The Guardian took cognizance that Malawi had been hit by three cyclones within 13 months, and while trying to build back from Cyclone Idai in 2019, came Cyclones Ana and Gombe in 2022, then the CoVID-19 pandemic, followed by cholera outbreak — now Freddy.
“We are in a perpetual cycle of trying to pull ourselves up and getting knocked back down,” Chakwera told The Guardian.
It further reports that Cyclone Freddy first developed off Australia in early February and travelled almost 5,000 miles across the Indian Ocean, making landfall twice in south-east Africa — bringing torrential rains, high winds and killing more than 700 people across Mozambique, Madagascar, Zimbabwe and Malawi, including 16 onboard a Taiwanese-flagged ship.
As it dissipated on March 15, meteorologists said it was the longest-lasting and most travelled tropical cyclone ever recorded.
Chakwera further told The Guardian when he visited Queen Elizabeth Central Hospital that: “It is clear there will be psychological as well as social needs because of the depth of trauma people have suffered. Even the doctors need support as well after dealing with so much trauma.
“Once the rains subside, we will need to help these families stand on their own two feet. We need roads, we need hospitals and schools. Otherwise we are in big trouble. Malawian people to their credit are resilient people. So many of them grow up poor, it’s part of life.
“This is what we were trying to change.
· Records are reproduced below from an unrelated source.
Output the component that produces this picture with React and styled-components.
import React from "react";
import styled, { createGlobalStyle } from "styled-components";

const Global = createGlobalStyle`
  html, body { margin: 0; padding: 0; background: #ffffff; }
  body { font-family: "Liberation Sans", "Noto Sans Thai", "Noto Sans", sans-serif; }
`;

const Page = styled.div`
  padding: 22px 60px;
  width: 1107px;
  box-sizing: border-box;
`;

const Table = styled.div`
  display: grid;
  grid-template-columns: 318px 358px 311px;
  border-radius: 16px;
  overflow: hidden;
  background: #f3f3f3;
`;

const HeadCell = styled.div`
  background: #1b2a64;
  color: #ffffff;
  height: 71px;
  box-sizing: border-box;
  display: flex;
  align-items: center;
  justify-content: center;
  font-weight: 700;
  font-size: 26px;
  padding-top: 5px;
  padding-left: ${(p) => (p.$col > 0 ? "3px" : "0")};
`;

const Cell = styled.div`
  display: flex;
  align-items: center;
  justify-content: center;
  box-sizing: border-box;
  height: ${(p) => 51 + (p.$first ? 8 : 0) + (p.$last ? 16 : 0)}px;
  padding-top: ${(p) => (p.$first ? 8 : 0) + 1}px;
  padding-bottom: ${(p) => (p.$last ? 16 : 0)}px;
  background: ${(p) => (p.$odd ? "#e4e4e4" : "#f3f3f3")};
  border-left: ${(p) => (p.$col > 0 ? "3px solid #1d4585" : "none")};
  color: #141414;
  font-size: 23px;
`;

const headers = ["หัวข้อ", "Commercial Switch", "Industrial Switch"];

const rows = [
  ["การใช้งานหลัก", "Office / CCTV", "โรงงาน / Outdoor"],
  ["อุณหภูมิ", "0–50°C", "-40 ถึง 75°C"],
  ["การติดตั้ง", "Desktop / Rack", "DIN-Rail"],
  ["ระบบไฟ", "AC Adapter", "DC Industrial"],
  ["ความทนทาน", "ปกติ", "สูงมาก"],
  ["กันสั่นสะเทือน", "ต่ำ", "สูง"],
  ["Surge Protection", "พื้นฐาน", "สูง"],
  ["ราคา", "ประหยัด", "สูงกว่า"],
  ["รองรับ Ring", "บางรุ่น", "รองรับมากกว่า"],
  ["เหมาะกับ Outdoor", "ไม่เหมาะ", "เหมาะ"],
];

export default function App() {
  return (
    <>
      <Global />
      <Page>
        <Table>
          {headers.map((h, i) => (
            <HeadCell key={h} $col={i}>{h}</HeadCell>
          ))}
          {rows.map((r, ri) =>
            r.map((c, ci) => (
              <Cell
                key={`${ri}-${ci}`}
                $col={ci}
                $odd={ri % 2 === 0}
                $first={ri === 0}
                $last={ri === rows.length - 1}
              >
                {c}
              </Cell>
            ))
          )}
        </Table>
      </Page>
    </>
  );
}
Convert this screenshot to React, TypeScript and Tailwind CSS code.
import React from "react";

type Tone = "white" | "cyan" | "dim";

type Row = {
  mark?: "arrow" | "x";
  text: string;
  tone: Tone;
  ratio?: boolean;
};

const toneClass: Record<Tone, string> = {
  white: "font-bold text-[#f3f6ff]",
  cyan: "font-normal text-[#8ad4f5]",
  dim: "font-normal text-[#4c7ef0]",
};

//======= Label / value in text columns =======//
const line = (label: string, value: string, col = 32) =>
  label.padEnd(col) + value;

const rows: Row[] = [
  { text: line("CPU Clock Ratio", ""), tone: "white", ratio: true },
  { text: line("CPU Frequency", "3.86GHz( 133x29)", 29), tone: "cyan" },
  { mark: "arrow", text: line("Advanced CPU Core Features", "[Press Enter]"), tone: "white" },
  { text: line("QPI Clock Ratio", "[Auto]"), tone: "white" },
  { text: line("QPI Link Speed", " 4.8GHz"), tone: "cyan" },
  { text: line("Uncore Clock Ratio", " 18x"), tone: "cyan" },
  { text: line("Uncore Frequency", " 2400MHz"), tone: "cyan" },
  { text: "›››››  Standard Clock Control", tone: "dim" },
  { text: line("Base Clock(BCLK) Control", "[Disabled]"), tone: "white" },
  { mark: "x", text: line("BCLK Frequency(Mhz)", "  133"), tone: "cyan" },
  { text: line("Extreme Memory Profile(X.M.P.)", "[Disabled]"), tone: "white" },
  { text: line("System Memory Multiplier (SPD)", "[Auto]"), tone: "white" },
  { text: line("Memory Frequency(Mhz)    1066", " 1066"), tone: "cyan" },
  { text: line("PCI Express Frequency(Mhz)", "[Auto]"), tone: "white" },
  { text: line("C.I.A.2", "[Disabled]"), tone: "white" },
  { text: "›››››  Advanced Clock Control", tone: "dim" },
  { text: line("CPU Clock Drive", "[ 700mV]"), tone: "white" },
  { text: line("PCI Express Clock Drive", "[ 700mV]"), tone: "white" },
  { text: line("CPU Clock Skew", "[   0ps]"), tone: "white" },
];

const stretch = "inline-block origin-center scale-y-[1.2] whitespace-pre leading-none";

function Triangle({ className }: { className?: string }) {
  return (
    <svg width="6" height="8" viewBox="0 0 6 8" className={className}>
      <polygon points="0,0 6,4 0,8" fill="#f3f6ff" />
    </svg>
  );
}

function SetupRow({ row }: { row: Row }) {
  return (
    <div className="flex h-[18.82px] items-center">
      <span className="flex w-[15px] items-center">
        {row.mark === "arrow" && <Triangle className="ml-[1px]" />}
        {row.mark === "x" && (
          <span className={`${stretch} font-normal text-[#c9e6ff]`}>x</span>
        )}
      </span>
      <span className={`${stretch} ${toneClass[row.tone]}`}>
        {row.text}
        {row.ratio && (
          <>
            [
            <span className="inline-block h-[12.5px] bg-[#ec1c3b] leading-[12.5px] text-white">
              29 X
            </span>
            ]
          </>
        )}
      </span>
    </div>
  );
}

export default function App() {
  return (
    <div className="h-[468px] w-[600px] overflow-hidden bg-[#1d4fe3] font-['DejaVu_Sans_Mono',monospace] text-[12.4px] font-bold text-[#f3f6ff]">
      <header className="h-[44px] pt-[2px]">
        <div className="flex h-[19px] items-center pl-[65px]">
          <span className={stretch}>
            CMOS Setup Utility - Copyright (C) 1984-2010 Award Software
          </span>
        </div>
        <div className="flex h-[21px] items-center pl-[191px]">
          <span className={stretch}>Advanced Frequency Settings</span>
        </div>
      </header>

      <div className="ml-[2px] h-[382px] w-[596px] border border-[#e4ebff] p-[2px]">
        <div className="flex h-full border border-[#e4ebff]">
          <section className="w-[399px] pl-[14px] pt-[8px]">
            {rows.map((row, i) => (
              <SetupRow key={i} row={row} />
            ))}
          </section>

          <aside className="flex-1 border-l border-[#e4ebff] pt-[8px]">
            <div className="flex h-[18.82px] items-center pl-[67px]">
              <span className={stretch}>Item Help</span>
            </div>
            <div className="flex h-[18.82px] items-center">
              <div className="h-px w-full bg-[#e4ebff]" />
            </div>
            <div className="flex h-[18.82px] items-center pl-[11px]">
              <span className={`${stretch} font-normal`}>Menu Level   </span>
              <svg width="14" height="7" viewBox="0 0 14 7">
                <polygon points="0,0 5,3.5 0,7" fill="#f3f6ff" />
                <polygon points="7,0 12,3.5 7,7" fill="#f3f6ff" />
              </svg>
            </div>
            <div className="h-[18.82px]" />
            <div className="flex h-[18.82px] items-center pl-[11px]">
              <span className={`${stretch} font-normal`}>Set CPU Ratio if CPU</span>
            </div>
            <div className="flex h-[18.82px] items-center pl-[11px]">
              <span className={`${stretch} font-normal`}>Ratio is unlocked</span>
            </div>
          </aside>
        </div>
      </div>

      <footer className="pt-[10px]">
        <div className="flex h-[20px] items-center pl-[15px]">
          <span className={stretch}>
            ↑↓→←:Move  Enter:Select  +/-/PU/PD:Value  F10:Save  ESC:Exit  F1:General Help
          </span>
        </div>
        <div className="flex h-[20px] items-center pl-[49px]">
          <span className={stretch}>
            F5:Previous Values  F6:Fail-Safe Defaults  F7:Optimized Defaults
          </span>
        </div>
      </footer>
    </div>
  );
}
To give hope that Malawi can become a developed nation with industrialisation, to give young people more of a future than sustenance farming, to have modern sustainable agriculture. This is the vision we wanted to be casting, a country that can stand on its own feet.”
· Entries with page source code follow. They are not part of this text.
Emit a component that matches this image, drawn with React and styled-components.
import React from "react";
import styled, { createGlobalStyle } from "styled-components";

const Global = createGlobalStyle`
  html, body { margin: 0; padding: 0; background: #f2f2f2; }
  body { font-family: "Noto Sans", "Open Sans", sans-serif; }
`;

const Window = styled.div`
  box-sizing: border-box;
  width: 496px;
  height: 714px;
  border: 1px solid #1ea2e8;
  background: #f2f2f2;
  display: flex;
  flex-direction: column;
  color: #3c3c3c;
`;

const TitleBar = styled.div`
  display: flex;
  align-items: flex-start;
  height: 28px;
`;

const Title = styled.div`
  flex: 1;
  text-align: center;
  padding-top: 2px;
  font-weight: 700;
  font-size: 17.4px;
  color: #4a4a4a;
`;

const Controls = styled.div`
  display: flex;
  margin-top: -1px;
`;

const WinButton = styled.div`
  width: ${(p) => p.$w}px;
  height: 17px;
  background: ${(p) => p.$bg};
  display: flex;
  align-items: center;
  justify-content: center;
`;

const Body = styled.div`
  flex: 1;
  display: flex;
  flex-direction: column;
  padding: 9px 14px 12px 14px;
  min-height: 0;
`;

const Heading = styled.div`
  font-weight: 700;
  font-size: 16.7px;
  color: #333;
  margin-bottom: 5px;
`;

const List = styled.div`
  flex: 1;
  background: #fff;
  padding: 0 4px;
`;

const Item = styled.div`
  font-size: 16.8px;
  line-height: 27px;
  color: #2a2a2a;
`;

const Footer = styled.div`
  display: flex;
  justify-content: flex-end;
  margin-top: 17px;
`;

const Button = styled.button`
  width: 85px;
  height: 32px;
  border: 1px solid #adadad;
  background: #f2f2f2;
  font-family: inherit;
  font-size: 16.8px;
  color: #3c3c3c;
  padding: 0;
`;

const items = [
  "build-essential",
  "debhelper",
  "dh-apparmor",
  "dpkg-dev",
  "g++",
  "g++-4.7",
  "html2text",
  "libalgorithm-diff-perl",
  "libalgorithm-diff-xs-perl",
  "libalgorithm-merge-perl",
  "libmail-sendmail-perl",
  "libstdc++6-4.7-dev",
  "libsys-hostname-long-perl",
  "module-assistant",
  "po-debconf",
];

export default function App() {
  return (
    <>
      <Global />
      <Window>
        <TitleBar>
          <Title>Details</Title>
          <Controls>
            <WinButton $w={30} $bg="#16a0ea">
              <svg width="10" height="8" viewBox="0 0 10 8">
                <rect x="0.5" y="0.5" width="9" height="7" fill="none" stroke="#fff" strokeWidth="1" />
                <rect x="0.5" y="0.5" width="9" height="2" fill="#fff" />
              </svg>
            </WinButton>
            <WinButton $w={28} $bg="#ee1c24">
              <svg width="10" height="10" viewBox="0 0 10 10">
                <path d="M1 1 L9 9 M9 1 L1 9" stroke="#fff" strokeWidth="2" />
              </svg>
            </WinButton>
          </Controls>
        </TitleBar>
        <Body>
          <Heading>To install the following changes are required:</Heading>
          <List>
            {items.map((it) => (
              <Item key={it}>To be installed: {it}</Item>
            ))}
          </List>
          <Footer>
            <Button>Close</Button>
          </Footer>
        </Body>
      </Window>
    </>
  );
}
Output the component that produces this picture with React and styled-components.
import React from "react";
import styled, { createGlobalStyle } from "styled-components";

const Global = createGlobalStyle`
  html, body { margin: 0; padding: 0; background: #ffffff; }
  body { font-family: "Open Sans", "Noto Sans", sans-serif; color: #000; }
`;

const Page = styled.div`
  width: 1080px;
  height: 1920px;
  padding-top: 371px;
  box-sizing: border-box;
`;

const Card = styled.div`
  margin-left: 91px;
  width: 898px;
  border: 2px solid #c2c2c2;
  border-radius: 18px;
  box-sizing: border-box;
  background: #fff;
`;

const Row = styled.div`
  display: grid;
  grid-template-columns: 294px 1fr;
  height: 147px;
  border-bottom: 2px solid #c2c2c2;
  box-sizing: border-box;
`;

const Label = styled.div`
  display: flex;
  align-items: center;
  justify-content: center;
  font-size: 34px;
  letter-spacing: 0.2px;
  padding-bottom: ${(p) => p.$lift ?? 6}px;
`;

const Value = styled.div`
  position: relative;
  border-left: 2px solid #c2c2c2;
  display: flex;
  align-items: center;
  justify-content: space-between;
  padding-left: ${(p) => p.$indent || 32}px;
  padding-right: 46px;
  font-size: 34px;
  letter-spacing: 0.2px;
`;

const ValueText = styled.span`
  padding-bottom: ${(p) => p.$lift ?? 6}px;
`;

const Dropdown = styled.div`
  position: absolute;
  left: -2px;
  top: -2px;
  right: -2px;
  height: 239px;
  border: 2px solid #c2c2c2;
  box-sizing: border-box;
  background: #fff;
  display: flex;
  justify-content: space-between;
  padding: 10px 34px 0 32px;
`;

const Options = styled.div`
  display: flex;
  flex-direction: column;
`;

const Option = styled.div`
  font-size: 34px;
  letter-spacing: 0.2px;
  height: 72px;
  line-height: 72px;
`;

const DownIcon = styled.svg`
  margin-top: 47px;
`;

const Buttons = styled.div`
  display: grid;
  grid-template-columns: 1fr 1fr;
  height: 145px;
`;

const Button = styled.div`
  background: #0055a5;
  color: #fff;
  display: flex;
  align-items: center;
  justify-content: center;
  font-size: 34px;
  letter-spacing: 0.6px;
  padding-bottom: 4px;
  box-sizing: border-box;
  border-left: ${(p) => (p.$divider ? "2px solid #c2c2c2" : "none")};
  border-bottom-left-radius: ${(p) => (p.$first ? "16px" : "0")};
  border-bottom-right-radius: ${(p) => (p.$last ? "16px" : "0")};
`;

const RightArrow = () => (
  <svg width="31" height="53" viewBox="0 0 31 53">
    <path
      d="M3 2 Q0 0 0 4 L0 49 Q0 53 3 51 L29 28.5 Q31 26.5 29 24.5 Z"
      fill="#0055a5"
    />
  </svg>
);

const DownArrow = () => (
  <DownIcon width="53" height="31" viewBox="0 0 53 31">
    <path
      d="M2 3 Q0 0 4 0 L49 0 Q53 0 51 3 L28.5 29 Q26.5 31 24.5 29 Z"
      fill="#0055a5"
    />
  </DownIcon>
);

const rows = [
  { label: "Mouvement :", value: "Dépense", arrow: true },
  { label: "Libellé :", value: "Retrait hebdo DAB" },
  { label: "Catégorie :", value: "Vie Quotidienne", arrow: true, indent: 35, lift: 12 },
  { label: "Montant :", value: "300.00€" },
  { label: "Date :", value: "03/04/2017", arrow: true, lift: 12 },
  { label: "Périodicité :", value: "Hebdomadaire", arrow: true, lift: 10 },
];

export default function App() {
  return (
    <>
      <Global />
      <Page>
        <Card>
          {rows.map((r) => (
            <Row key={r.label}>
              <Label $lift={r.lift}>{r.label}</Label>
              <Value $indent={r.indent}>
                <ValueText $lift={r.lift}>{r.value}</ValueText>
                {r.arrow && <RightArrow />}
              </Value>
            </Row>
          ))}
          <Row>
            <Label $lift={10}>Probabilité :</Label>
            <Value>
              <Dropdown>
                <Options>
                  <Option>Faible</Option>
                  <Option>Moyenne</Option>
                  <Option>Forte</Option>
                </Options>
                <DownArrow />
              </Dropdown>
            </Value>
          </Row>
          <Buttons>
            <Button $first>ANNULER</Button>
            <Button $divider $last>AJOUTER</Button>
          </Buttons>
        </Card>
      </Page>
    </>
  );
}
The Guardian then highlighted as background that in February, Nick Hepworth, executive director of Water Witness International, criticised the British government for slashing its contribution to the £90m Building Resilience and Adaptation to Climate Extremes and Disasters programme, known as BRACC in Malawi as part of the UK’s 2021 cut to the aid budget from 0.7% to 0.5% of GDP.
And Chakwera reacted to this by saying: “We understand that the British government has had its own problems. But from 2015 to the moment, the help that has come from the British government has significantly been reduced.
“We need help, significant help from everyone, but we cannot necessarily be pointing the finger at one government because we understand everybody has troubles.
“The devastation and impact of this is the worst yet we have seen – many people have told me they have never seen anything like this in their lifetime.”
The British Minister for development and Africa, Andrew Mitchell told the media that 27 members of the UK International Search & Rescue team and six emergency medical personnel had been dispatched for Malawi, which were handed over the boats to President Chakwera by acting British High Commissioner Sophia Willitts-King in Nsanje.
The international community continues to assist in the relief and recovery process as Department of Disaster Management Affairs (DoDMA) continues to remind the public, development partners and all stakeholders that affected people in clusters (sector working groups), require various relief items such as:
* Shelter (tarpaulin (4x6m), family tents/big tents; plastic sheet (120 micron), blankets, sleeping mats);
* Protection (clothes, lighting lamps, dignity kits);
* Heath (mosquito nets, mobile clinic services;
* Non-food items (plates, cups, pots);
* WASH (mobile toilets, water treatment chemicals, soap, buckets);
* Food & nutrition (maize/maize flour); corn soya blend, ready to use therapeutic food, cooking oil, pulses (beans, peas etc), soya pieces dry fish/kapenta, sugar, salt).